#### [DATASET EXCERPT]
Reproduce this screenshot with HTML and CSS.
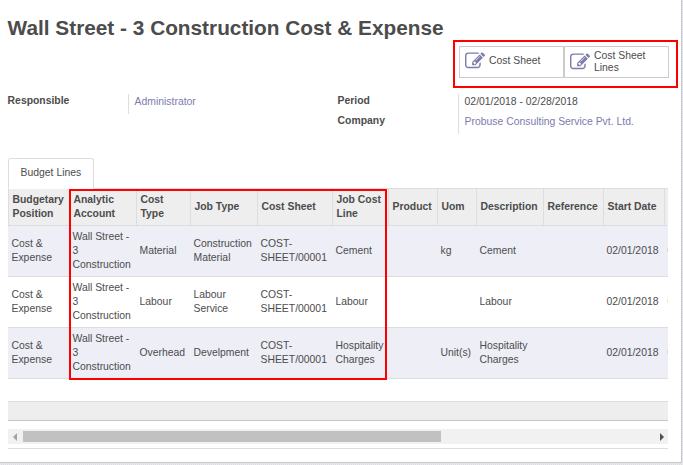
FILE: index.html
```html
<!DOCTYPE html>
<html lang="en">
<head>
<meta charset="utf-8">
<title>Wall Street - 3 Construction Cost &amp; Expense</title>
<link rel="stylesheet" href="styles.css">
</head>
<body>
<svg class="defs" width="0" height="0"><symbol id="edit" viewBox="0 0 1792 1792"><path d="M888 1184l116-116-152-152-116 116v56h96v96h56zm440-720q-16-16-33 1l-350 350q-17 17-1 33t33-1l350-350q17-17 1-33zm80 594v190q0 119-84.5 203.5t-203.5 84.5h-832q-119 0-203.5-84.5t-84.5-203.5v-832q0-119 84.5-203.5t203.5-84.5h832q63 0 117 25 15 7 18 23 3 17-9 29l-49 49q-14 14-32 8-23-6-45-6h-832q-66 0-113 47t-47 113v832q0 66 47 113t113 47h832q66 0 113-47t47-113v-126q0-13 9-22l64-64q15-15 35-7t20 29zm-96-738l288 288-672 672h-288v-288zm444 132l-92 92-288-288 92-92q28-28 68-28t68 28l152 152q28 28 28 68t-28 68z"/></symbol></svg>
<main class="sheet">
  <h1>Wall Street - 3 Construction Cost &amp; Expense</h1>
  <div class="buttons">
    <button><svg><use href="#edit"/></svg><span>Cost Sheet</span></button>
    <button class="two-line"><svg><use href="#edit"/></svg><span>Cost Sheet<br>Lines</span></button>
  </div>
  <div class="fields">
    <dl><dt>Responsible</dt><dd class="link">Administrator</dd></dl>
    <dl><dt>Period</dt><dd>02/01/2018 - 02/28/2018</dd><dt>Company</dt><dd class="link">Probuse Consulting Service Pvt. Ltd.</dd></dl>
  </div>
  <div class="tabs"><div class="tab">Budget Lines</div></div>
  <div class="scroller">
    <table>
      <colgroup><col class="c1"><col class="c2"><col class="c3"><col class="c4"><col class="c5"><col class="c6"><col class="c7"><col class="c8"><col class="c9"><col class="c10"><col class="c11"><col class="c12"></colgroup>
      <thead><tr><th>Budgetary<br>Position</th><th>Analytic<br>Account</th><th>Cost<br>Type</th><th>Job Type</th><th>Cost Sheet</th><th>Job Cost<br>Line</th><th>Product</th><th>Uom</th><th>Description</th><th>Reference</th><th>Start Date</th><th></th></tr></thead>
      <tbody>
        <tr><td>Cost &amp;<br>Expense</td><td>Wall Street -<br>3<br>Construction</td><td>Material</td><td>Construction<br>Material</td><td>COST-<br>SHEET/00001</td><td>Cement</td><td></td><td>kg</td><td>Cement</td><td></td><td>02/01/2018</td><td>0</td></tr>
        <tr><td>Cost &amp;<br>Expense</td><td>Wall Street -<br>3<br>Construction</td><td>Labour</td><td>Labour<br>Service</td><td>COST-<br>SHEET/00001</td><td>Labour</td><td></td><td></td><td>Labour</td><td></td><td>02/01/2018</td><td>0</td></tr>
        <tr><td>Cost &amp;<br>Expense</td><td>Wall Street -<br>3<br>Construction</td><td>Overhead</td><td>Develpment</td><td>COST-<br>SHEET/00001</td><td>Hospitality<br>Charges</td><td></td><td>Unit(s)</td><td>Hospitality<br>Charges</td><td></td><td>02/01/2018</td><td>0</td></tr>
        <tr class="blank"><td colspan="12"></td></tr>
      </tbody>
      <tfoot><tr><td colspan="12"></td></tr></tfoot>
    </table>
    <div class="highlight"></div>
  </div>
  <div class="scrollbar"><i class="left"></i><div class="thumb"></div><i class="right"></i></div>
</main>
</body>
</html>
```
FILE: styles.css
```css
* { box-sizing: border-box; }
body {
  margin: 0;
  height: 465px;
  overflow: hidden;
  background: repeating-conic-gradient(#dcdce0 0 25%, #ececee 0 50%) 0 0 / 2px 2px;
  color: #4c4c4c;
  font: 10.4px/14px "Liberation Sans", Arial, sans-serif;
}
.defs { position: absolute; }
.sheet {
  width: 682px;
  height: 463px;
  padding: 15px 13px 0 7.6px;
  background: #fff;
  border-right: 1px solid #c8c8d3;
  border-bottom: 1px solid #c8c8d3;
}
h1 { margin: 0; font-size: 20.8px; line-height: 25px; font-weight: bold; white-space: nowrap; }
.buttons {
  display: flex;
  width: 225px;
  height: 48px;
  margin-left: 445.4px;
  padding: 4px;
  border: 2px solid #f00;
}
button {
  display: flex;
  align-items: center;
  width: 105px;
  height: 32px;
  padding: 0 0 2px 5px;
  background: #fff;
  border: 1px solid #ccc;
  color: #4c4c4c;
  font: inherit;
  line-height: 12px;
  text-align: left;
}
.two-line { padding-bottom: 0; }
button svg { width: 20px; height: 20px; fill: #7c7bad; margin-right: 4px; }
.fields { display: flex; height: 41px; margin-top: 6px; }
dl { display: grid; grid-template-columns: 120.4px 1fr; grid-auto-rows: 20px; align-content: start; width: 330px; margin: 0; white-space: nowrap; }
dt { font-weight: bold; line-height: 13px; }
dd { margin: 0; padding-left: 5.6px; border-left: 1px solid #ddd; line-height: 15px; }
.link { color: #7c7bad; }
.tabs, .scroller, .scrollbar { width: 660px; margin-left: 0.4px; }
.tabs { display: flex; height: 31px; margin-top: 23px; border-bottom: 1px solid #ddd; }
.tab { width: 86px; height: 31px; border: 1px solid #ddd; border-bottom-color: #fff; border-radius: 3px 3px 0 0; padding-left: 11.6px; line-height: 27px; background: #fff; white-space: nowrap; }
.scroller { position: relative; height: 232px; overflow: hidden; }
table { width: 660px; table-layout: fixed; border-collapse: separate; border-spacing: 0; }
.c1 { width: 61px; } .c2 { width: 67px; } .c3 { width: 54px; } .c4 { width: 67px; }
.c5 { width: 75px; } .c6 { width: 56px; } .c7 { width: 49px; } .c8 { width: 39px; }
.c9 { width: 67px; } .c10 { width: 60px; } .c11 { width: 61px; } .c12 { width: 4px; }
th { height: 37px; padding: 0 0 0 3.5px; background: #eee; border-left: 1px solid #ddd; border-bottom: 1px solid #ddd; text-align: left; white-space: nowrap; }
td { height: 51px; padding: 0 0 0 3.5px; border-bottom: 1px solid #ddd; white-space: nowrap; }
th:last-child { padding: 0; }
tbody td:last-child { padding-left: 3.4px; }
tbody tr:nth-child(odd) { background: #eeeef7; }
tbody .blank td { height: 23px; }
tfoot td { height: 19px; background: #eee; border-color: #c6c6c6; }
.highlight { position: absolute; left: 61px; top: 0; width: 318px; height: 191px; border: 2px solid #f00; }
.scrollbar { display: flex; align-items: center; justify-content: space-between; height: 28px; padding: 4px 4px 0 5px; border-bottom: 1px solid #ddd; background: linear-gradient(#f1f1f1, #f1f1f1) 0 8px / 100% 15px no-repeat; }
.thumb { width: 418px; height: 11px; margin: 0 auto 0 6px; background: #c1c1c1; }
.left, .right { border: solid transparent; border-width: 4px 0; }
.left { border-right: 4px solid #a3a3a3; }
.right { border-left: 4px solid #505050; }
```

#### [REQUEST]
Using the data above, print every line exactly, omitting pictures.

#### [EXERCISE RESULT]
Reproduce this screenshot with HTML and CSS.
FILE: index.html
```html
<!DOCTYPE html>
<html lang="en">
<head>
<meta charset="utf-8">
<title>Wall Street - 3 Construction Cost &amp; Expense</title>
<link rel="stylesheet" href="styles.css">
</head>
<body>
<svg class="defs" width="0" height="0"><symbol id="edit" viewBox="0 0 1792 1792"><path d="M888 1184l116-116-152-152-116 116v56h96v96h56zm440-720q-16-16-33 1l-350 350q-17 17-1 33t33-1l350-350q17-17 1-33zm80 594v190q0 119-84.5 203.5t-203.5 84.5h-832q-119 0-203.5-84.5t-84.5-203.5v-832q0-119 84.5-203.5t203.5-84.5h832q63 0 117 25 15 7 18 23 3 17-9 29l-49 49q-14 14-32 8-23-6-45-6h-832q-66 0-113 47t-47 113v832q0 66 47 113t113 47h832q66 0 113-47t47-113v-126q0-13 9-22l64-64q15-15 35-7t20 29zm-96-738l288 288-672 672h-288v-288zm444 132l-92 92-288-288 92-92q28-28 68-28t68 28l152 152q28 28 28 68t-28 68z"/></symbol></svg>
<main class="sheet">
  <h1>Wall Street - 3 Construction Cost &amp; Expense</h1>
  <div class="buttons">
    <button><svg><use href="#edit"/></svg><span>Cost Sheet</span></button>
    <button class="two-line"><svg><use href="#edit"/></svg><span>Cost Sheet<br>Lines</span></button>
  </div>
  <div class="fields">
    <dl><dt>Responsible</dt><dd class="link">Administrator</dd></dl>
    <dl><dt>Period</dt><dd>02/01/2018 - 02/28/2018</dd><dt>Company</dt><dd class="link">Probuse Consulting Service Pvt. Ltd.</dd></dl>
  </div>
  <div class="tabs"><div class="tab">Budget Lines</div></div>
  <div class="scroller">
    <table>
      <colgroup><col class="c1"><col class="c2"><col class="c3"><col class="c4"><col class="c5"><col class="c6"><col class="c7"><col class="c8"><col class="c9"><col class="c10"><col class="c11"><col class="c12"></colgroup>
      <thead><tr><th>Budgetary<br>Position</th><th>Analytic<br>Account</th><th>Cost<br>Type</th><th>Job Type</th><th>Cost Sheet</th><th>Job Cost<br>Line</th><th>Product</th><th>Uom</th><th>Description</th><th>Reference</th><th>Start Date</th><th></th></tr></thead>
      <tbody>
        <tr><td>Cost &amp;<br>Expense</td><td>Wall Street -<br>3<br>Construction</td><td>Material</td><td>Construction<br>Material</td><td>COST-<br>SHEET/00001</td><td>Cement</td><td></td><td>kg</td><td>Cement</td><td></td><td>02/01/2018</td><td>0</td></tr>
        <tr><td>Cost &amp;<br>Expense</td><td>Wall Street -<br>3<br>Construction</td><td>Labour</td><td>Labour<br>Service</td><td>COST-<br>SHEET/00001</td><td>Labour</td><td></td><td></td><td>Labour</td><td></td><td>02/01/2018</td><td>0</td></tr>
        <tr><td>Cost &amp;<br>Expense</td><td>Wall Street -<br>3<br>Construction</td><td>Overhead</td><td>Develpment</td><td>COST-<br>SHEET/00001</td><td>Hospitality<br>Charges</td><td></td><td>Unit(s)</td><td>Hospitality<br>Charges</td><td></td><td>02/01/2018</td><td>0</td></tr>
        <tr class="blank"><td colspan="12"></td></tr>
      </tbody>
      <tfoot><tr><td colspan="12"></td></tr></tfoot>
    </table>
    <div class="highlight"></div>
  </div>
  <div class="scrollbar"><i class="left"></i><div class="thumb"></div><i class="right"></i></div>
</main>
</body>
</html>
```
FILE: styles.css
```css
* { box-sizing: border-box; }
body {
  margin: 0;
  height: 465px;
  overflow: hidden;
  background: repeating-conic-gradient(#dcdce0 0 25%, #ececee 0 50%) 0 0 / 2px 2px;
  color: #4c4c4c;
  font: 10.4px/14px "Liberation Sans", Arial, sans-serif;
}
.defs { position: absolute; }
.sheet {
  width: 682px;
  height: 463px;
  padding: 15px 13px 0 7.6px;
  background: #fff;
  border-right: 1px solid #c8c8d3;
  border-bottom: 1px solid #c8c8d3;
}
h1 { margin: 0; font-size: 20.8px; line-height: 25px; font-weight: bold; white-space: nowrap; }
.buttons {
  display: flex;
  width: 225px;
  height: 48px;
  margin-left: 445.4px;
  padding: 4px;
  border: 2px solid #f00;
}
button {
  display: flex;
  align-items: center;
  width: 105px;
  height: 32px;
  padding: 0 0 2px 5px;
  background: #fff;
  border: 1px solid #ccc;
  color: #4c4c4c;
  font: inherit;
  line-height: 12px;
  text-align: left;
}
.two-line { padding-bottom: 0; }
button svg { width: 20px; height: 20px; fill: #7c7bad; margin-right: 4px; }
.fields { display: flex; height: 41px; margin-top: 6px; }
dl { display: grid; grid-template-columns: 120.4px 1fr; grid-auto-rows: 20px; align-content: start; width: 330px; margin: 0; white-space: nowrap; }
dt { font-weight: bold; line-height: 13px; }
dd { margin: 0; padding-left: 5.6px; border-left: 1px solid #ddd; line-height: 15px; }
.link { color: #7c7bad; }
.tabs, .scroller, .scrollbar { width: 660px; margin-left: 0.4px; }
.tabs { display: flex; height: 31px; margin-top: 23px; border-bottom: 1px solid #ddd; }
.tab { width: 86px; height: 31px; border: 1px solid #ddd; border-bottom-color: #fff; border-radius: 3px 3px 0 0; padding-left: 11.6px; line-height: 27px; background: #fff; white-space: nowrap; }
.scroller { position: relative; height: 232px; overflow: hidden; }
table { width: 660px; table-layout: fixed; border-collapse: separate; border-spacing: 0; }
.c1 { width: 61px; } .c2 { width: 67px; } .c3 { width: 54px; } .c4 { width: 67px; }
.c5 { width: 75px; } .c6 { width: 56px; } .c7 { width: 49px; } .c8 { width: 39px; }
.c9 { width: 67px; } .c10 { width: 60px; } .c11 { width: 61px; } .c12 { width: 4px; }
th { height: 37px; padding: 0 0 0 3.5px; background: #eee; border-left: 1px solid #ddd; border-bottom: 1px solid #ddd; text-align: left; white-space: nowrap; }
td { height: 51px; padding: 0 0 0 3.5px; border-bottom: 1px solid #ddd; white-space: nowrap; }
th:last-child { padding: 0; }
tbody td:last-child { padding-left: 3.4px; }
tbody tr:nth-child(odd) { background: #eeeef7; }
tbody .blank td { height: 23px; }
tfoot td { height: 19px; background: #eee; border-color: #c6c6c6; }
.highlight { position: absolute; left: 61px; top: 0; width: 318px; height: 191px; border: 2px solid #f00; }
.scrollbar { display: flex; align-items: center; justify-content: space-between; height: 28px; padding: 4px 4px 0 5px; border-bottom: 1px solid #ddd; background: linear-gradient(#f1f1f1, #f1f1f1) 0 8px / 100% 15px no-repeat; }
.thumb { width: 418px; height: 11px; margin: 0 auto 0 6px; background: #c1c1c1; }
.left, .right { border: solid transparent; border-width: 4px 0; }
.left { border-right: 4px solid #a3a3a3; }
.right { border-left: 4px solid #505050; }
```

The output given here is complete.